## [TO DO]
Of all the lines in the material, how many contain the word "components"? State the number alone.
— Start MATERIAL FOR THIS TASK —
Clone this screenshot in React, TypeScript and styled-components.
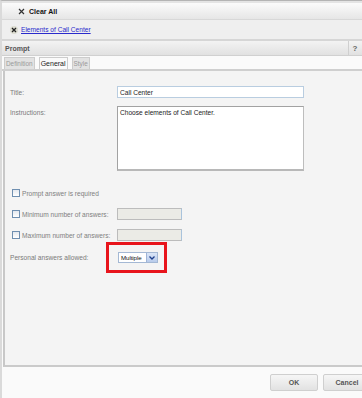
import styled, { createGlobalStyle } from "styled-components";

const GlobalStyle = createGlobalStyle`
  html, body {
    margin: 0;
    padding: 0;
    background: #ffffff;
  }
  body {
    font-family: "Liberation Sans", Arial, sans-serif;
    font-size: 6.6px;
  }
`;

const Frame = styled.div`
  width: 362px;
  height: 398px;
  overflow: hidden;
  box-sizing: border-box;
  border-top: 1px solid #b4b4b4;
  border-left: 2px solid #dadada;
  display: flex;
  flex-direction: column;
  background: #fafafa;
`;

const Toolbar = styled.div`
  height: 16px;
  display: flex;
  align-items: center;
  padding-left: 15px;
  gap: 4px;
  background: linear-gradient(#fbfbfb, #e6e6e6);
  border-top: 2px solid #e4e4e4;
  border-bottom: 1px solid #d8d8d8;
`;

const ClearText = styled.span`
  font-weight: bold;
  font-size: 7px;
  color: #111;
`;

const SquareX = styled.span`
  width: 8px;
  height: 8px;
  display: flex;
  align-items: center;
  justify-content: center;
`;

const SelectionRow = styled.div`
  height: 19px;
  display: flex;
  align-items: center;
  gap: 3px;
  padding-left: 8px;
  background: #efefef;
  border-bottom: 2px solid #d6d6d6;
`;

const RoundX = styled.span`
  width: 8px;
  height: 8px;
  border-radius: 50%;
  background: #dcdcd0;
  display: flex;
  align-items: center;
  justify-content: center;
`;

const Link = styled.a`
  color: #2a2acc;
  text-decoration: underline;
  cursor: pointer;
`;

const PromptHeader = styled.div`
  height: 14px;
  display: flex;
  align-items: center;
  justify-content: space-between;
  padding-left: 3px;
  background: linear-gradient(#f3f3f3, #e1e1e1);
  border-bottom: 1px solid #d0d0d0;
`;

const PromptTitle = styled.span`
  font-weight: bold;
  font-size: 7px;
  color: #555;
`;

const Help = styled.span`
  height: 100%;
  width: 12px;
  border-left: 1px solid #cfcfcf;
  display: flex;
  align-items: center;
  justify-content: center;
  font-weight: bold;
  font-size: 8px;
  color: #666;
  margin-right: 1px;
`;

const TabStrip = styled.div`
  height: 13px;
  display: flex;
  align-items: flex-end;
  gap: 4px;
  padding-left: 2px;
  background: #fafafa;
  border-bottom: 2px solid #cfcfcf;
`;

const Tab = styled.div<{ $active?: boolean }>`
  height: 12px;
  padding: 0 1px;
  display: flex;
  align-items: center;
  box-sizing: border-box;
  border: 1px solid #cccccc;
  border-bottom: none;
  background: ${(p) => (p.$active ? "#fafafa" : "#e2e2e2")};
  color: ${(p) => (p.$active ? "#222" : "#9a9a9a")};
  font-size: ${(p) => (p.$active ? "7px" : "6.4px")};
`;

const Panel = styled.div`
  height: 296px;
  margin-left: 1px;
  box-sizing: border-box;
  border-left: 2px solid #c8c8c8;
  border-bottom: 2px solid #cacaca;
  background: #f4f4f4;
  padding-top: 15px;
  display: flex;
  flex-direction: column;
`;

const Row = styled.div<{ $h: number; $mt?: number; $top?: boolean }>`
  height: ${(p) => p.$h}px;
  margin-top: ${(p) => p.$mt ?? 0}px;
  display: flex;
  align-items: ${(p) => (p.$top ? "flex-start" : "center")};
`;

const Label = styled.div<{ $pt?: number }>`
  width: 112px;
  flex: none;
  color: #7a7a7a;
  padding-top: ${(p) => p.$pt ?? 0}px;
  padding-left: 5px;
  box-sizing: border-box;
`;

const TextInput = styled.div`
  width: 187px;
  height: 12px;
  box-sizing: border-box;
  border: 1px solid #b9cde0;
  background: #ffffff;
  color: #222;
  padding-left: 2px;
  display: flex;
  align-items: center;
`;

const TextArea = styled.div`
  width: 187px;
  height: 65px;
  box-sizing: border-box;
  border: 1px solid #a2a2a2;
  border-right-color: #bdbdbd;
  border-bottom: 2px solid #b8b8b8;
  background: #ffffff;
  color: #222;
  padding: 2px 2px;
`;

const CheckLabel = styled.label`
  width: 112px;
  flex: none;
  display: flex;
  align-items: center;
  gap: 2px;
  padding-left: 7px;
  box-sizing: border-box;
  color: #808080;
  white-space: nowrap;
`;

const Box = styled.span`
  width: 8px;
  height: 8px;
  flex: none;
  box-sizing: border-box;
  border: 1px solid #6f8fb0;
  background: linear-gradient(#e4e8ee, #ffffff);
`;

const DisabledInput = styled.div`
  width: 65px;
  height: 12px;
  box-sizing: border-box;
  border: 1px solid #bcbcbc;
  border-right-color: #a9c3dc;
  background: #ebebe6;
`;

const Highlight = styled.div`
  position: relative;
  margin-left: 1px;
  display: flex;
  align-items: center;

  &::after {
    content: "";
    position: absolute;
    left: -12px;
    top: -10px;
    width: 61px;
    height: 31px;
    box-sizing: border-box;
    border: 3px solid #e8141c;
  }
`;

const Select = styled.div`
  width: 40px;
  height: 11px;
  box-sizing: border-box;
  border: 1px solid #a4b8d4;
  background: #ffffff;
  display: flex;
  align-items: center;
  justify-content: space-between;
  padding-left: 2px;
  color: #111;
  font-size: 6.2px;
  letter-spacing: -0.1px;
`;

const SelectArrow = styled.span`
  width: 10px;
  height: 9px;
  background: linear-gradient(#dbe6f7, #b8cbeb);
  border-left: 1px solid #9fb4d6;
  display: flex;
  align-items: center;
  justify-content: center;
`;

const Footer = styled.div`
  flex: 1;
  display: flex;
  justify-content: flex-end;
  align-items: flex-start;
  padding-top: 7px;
  gap: 5px;
  background: #fafafa;
`;

const Button = styled.button<{ $clip?: boolean }>`
  width: 48px;
  height: 17px;
  flex: none;
  margin-right: ${(p) => (p.$clip ? "-9px" : "0")};
  border: 1px solid #cfcfcf;
  border-radius: 2px;
  background: linear-gradient(#f6f6f6, #e2e2e2);
  font-family: "Liberation Sans", Arial, sans-serif;
  font-size: 7px;
  font-weight: bold;
  color: #555;
  padding: 0;
`;

export default function App() {
  return (
    <>
      <GlobalStyle />
      <Frame>
        <Toolbar>
          <SquareX>
            <svg width="7" height="7" viewBox="0 0 7 7">
              <path d="M1 1L6 6M6 1L1 6" stroke="#333" strokeWidth="1.2" />
            </svg>
          </SquareX>
          <ClearText>Clear All</ClearText>
        </Toolbar>
        <SelectionRow>
          <RoundX>
            <svg width="6" height="6" viewBox="0 0 6 6">
              <path d="M1 1L5 5M5 1L1 5" stroke="#222" strokeWidth="1.3" />
            </svg>
          </RoundX>
          <Link>Elements of Call Center</Link>
        </SelectionRow>
        <PromptHeader>
          <PromptTitle>Prompt</PromptTitle>
          <Help>?</Help>
        </PromptHeader>
        <TabStrip>
          <Tab>Definition</Tab>
          <Tab $active>General</Tab>
          <Tab>Style</Tab>
        </TabStrip>
        <Panel>
          <Row $h={12}>
            <Label>Title:</Label>
            <TextInput>Call Center</TextInput>
          </Row>
          <Row $h={65} $mt={8} $top>
            <Label $pt={3}>Instructions:</Label>
            <TextArea>Choose elements of Call Center.</TextArea>
          </Row>
          <Row $h={12} $mt={16}>
            <CheckLabel>
              <Box />
              Prompt answer is required
            </CheckLabel>
          </Row>
          <Row $h={12} $mt={9}>
            <CheckLabel>
              <Box />
              Minimum number of answers:
            </CheckLabel>
            <DisabledInput />
          </Row>
          <Row $h={12} $mt={9}>
            <CheckLabel>
              <Box />
              Maximum number of answers:
            </CheckLabel>
            <DisabledInput />
          </Row>
          <Row $h={11} $mt={11}>
            <Label>Personal answers allowed:</Label>
            <Highlight>
              <Select>
                Multiple
                <SelectArrow>
                  <svg width="6" height="4" viewBox="0 0 6 4">
                    <path d="M0.5 0.5L3 3L5.5 0.5" fill="none" stroke="#1d3f8c" strokeWidth="1.3" />
                  </svg>
                </SelectArrow>
              </Select>
            </Highlight>
          </Row>
        </Panel>
        <Footer>
          <Button>OK</Button>
          <Button $clip>Cancel</Button>
        </Footer>
      </Frame>
    </>
  );
}
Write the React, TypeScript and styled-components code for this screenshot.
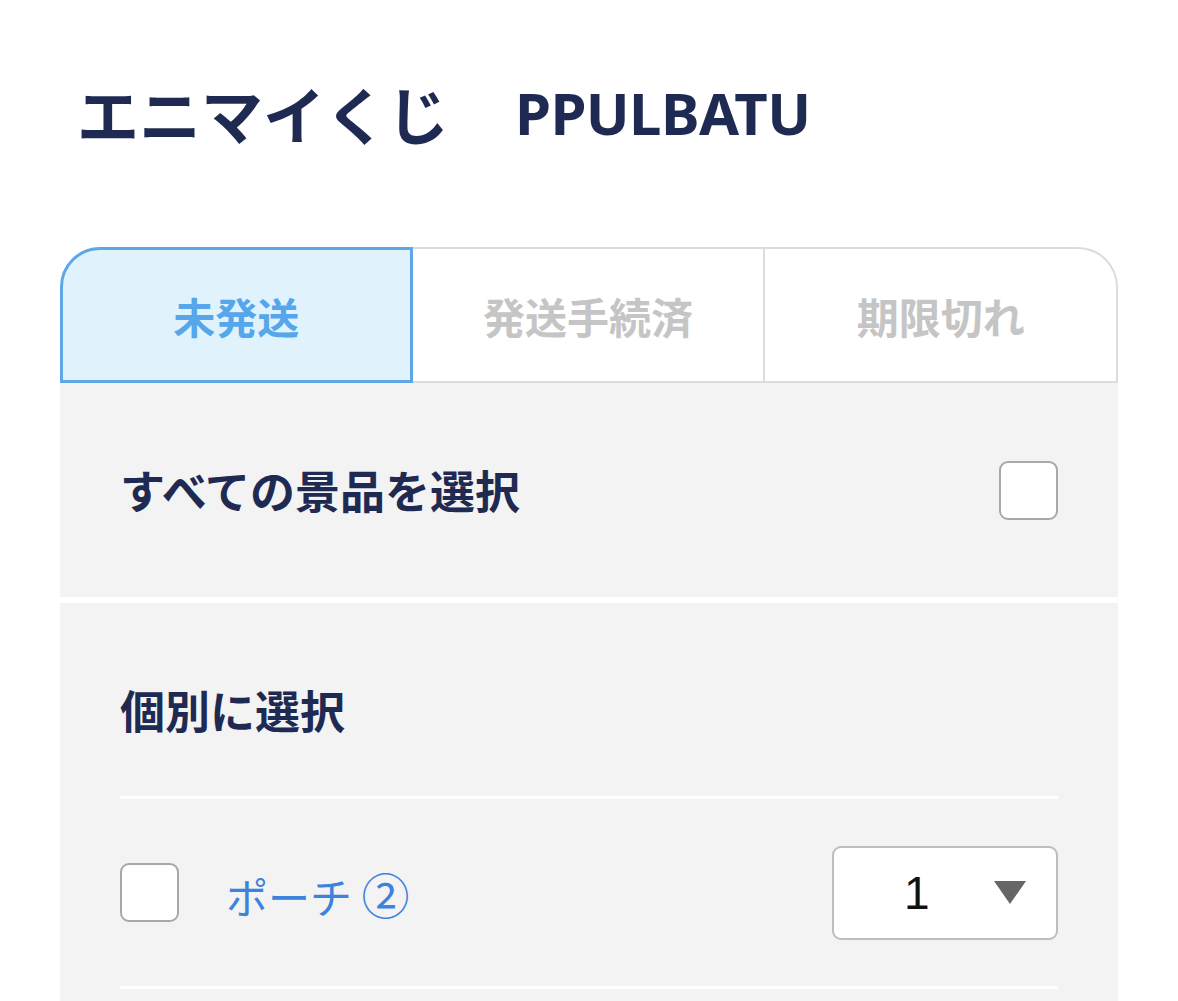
— End MATERIAL FOR THIS TASK —
## [TASK RESULT]
3